Put your answers in your comments.


Mimi said...

I remember table etiquette too! And the "no elbows on the table" rule! And the waiting till everyone was seated to begin eating!
All old-fashioned now, but I think they were quite good practices.

There would have been no cigars or used matches on the table, and the fork would certainly not have been on the plate while the knife was on the table. And as for the loaf of bread on the table? Definitely not! Nor wine bottles either!
That's enough to start with...

Anonymous said...

You would be amazed at how many people don't hold their flatware properly, grasping knives and forks like one would hold a railroad spike or billy club.

That's a peeve of mine.

Travis Cody said...

Gosh! I don't do any of it properly.

Well...I do get the food in my mouth without spilling it down my front. So I guess that's something.

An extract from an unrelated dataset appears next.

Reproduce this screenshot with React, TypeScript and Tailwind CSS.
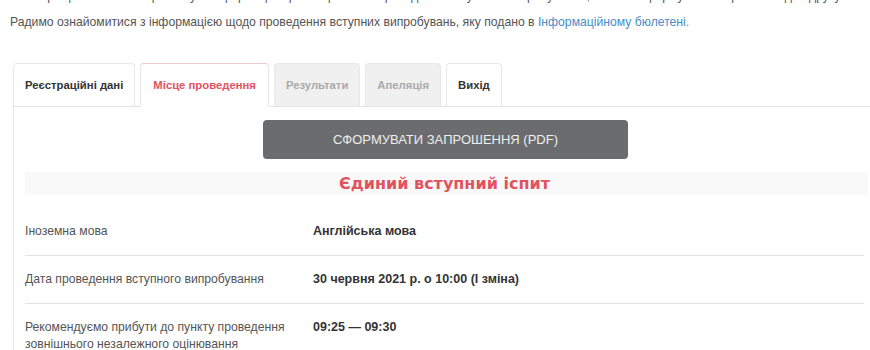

Pat @ Mille Fiori Favoriti said...

I always dislike how waiters rush the dishes off the table while others at the table are still eating. So rude of them.

Gattina said...

It's absolutely right, lol ! and it is very impolite to the ellbow on the table and arms in your lap. I have read several times in European Newspapers that Americans have no table manners, even personalities. Because they simply ignore that you have them but different !

Felisol said...

Now, so this is why the Americans eat "tines- up".
I've always wondered, but am ashamed to admit, I never caught the Fork switching moment.
I eat Continental, which can be tricky, when small green peas keep falling off the backside of the fork.
Guess the Americans have a more practical attitude to "good manners"
Get the food where it is supposed to go.

Robin said...

My father was taught to eat by his European parents (who admitted to thinking that Americans ate like barbarians) while my mother was taught by her American-born ones.

This became a real source of (only semi goodhearted) contention when it was time to teach the children how to feed themselves. We ended up eating basically continental style (no fork switching) but we do keep the fork right side up for things that would otherwise fall off ;).

As for the photo, there should definitely not be dirty flatware on the table, and obviously the cigarette hanging off the edge is a no-no.

Queen-Size funny bone said...

I love the waiter signals.. I do the finish signal.

Akelamalu said...

I was taught the continental (British) way. I'm amazed at how many people don't know how to use a knife and fork - it was very evident on the cruise - people holding their knife and fork like building tools rather than eating implements. I just can't watch, it winds me up!

Stephanie V said...

I, too, was taught by my mother the Proper Way To Eat at Table. When I married a European, he kindly (!) introduced the Other Way which I admit is more elegant.

Spadoman said...

The interesting thing about this for is the fact that if I start to do this, either American OR Continental, I'll probably spend so much time thinking about it that I'll eat less and lose a few pounds! I'll try it. Besides, my fingertips won't get so greasy using the utensils.
Now, is that a three or four tined fork?

Peace to all.

Nancy said...

I was taught the American use of the knife and fork. But it wasn't until I was a History Major in college did I know why Americans use their knife and fork the American way. It dates back to the American War of Independence. People in the 13 colonies were either Patriots or Loyalists (loyal to the King of England). When the Patriots were out riding around America drumming up support for the Revolution they needed a way to tell who were the Patriots and who were the Loyalists. So the American way of using a knife and fork was born! And to quote Paul Harvey..."and now you know the rest of the story!"

oldgold33 said...

In the picture: bread should be sliced and served in a shallow bowl, knife should be on the plate, fork is tines-down, cigar doesn't belong on the table nor do the matchbook, spent match, ashes or the wine corkscrew or wine bottles. The cognac decantor is ok.

I grew up in the U.S. and was taught the American eating style. After observing my British daughter-in-law using the continental style I'm teaching myself that style as I think it is more efficient and certainly more graceful!

Thanks for posring a clear description.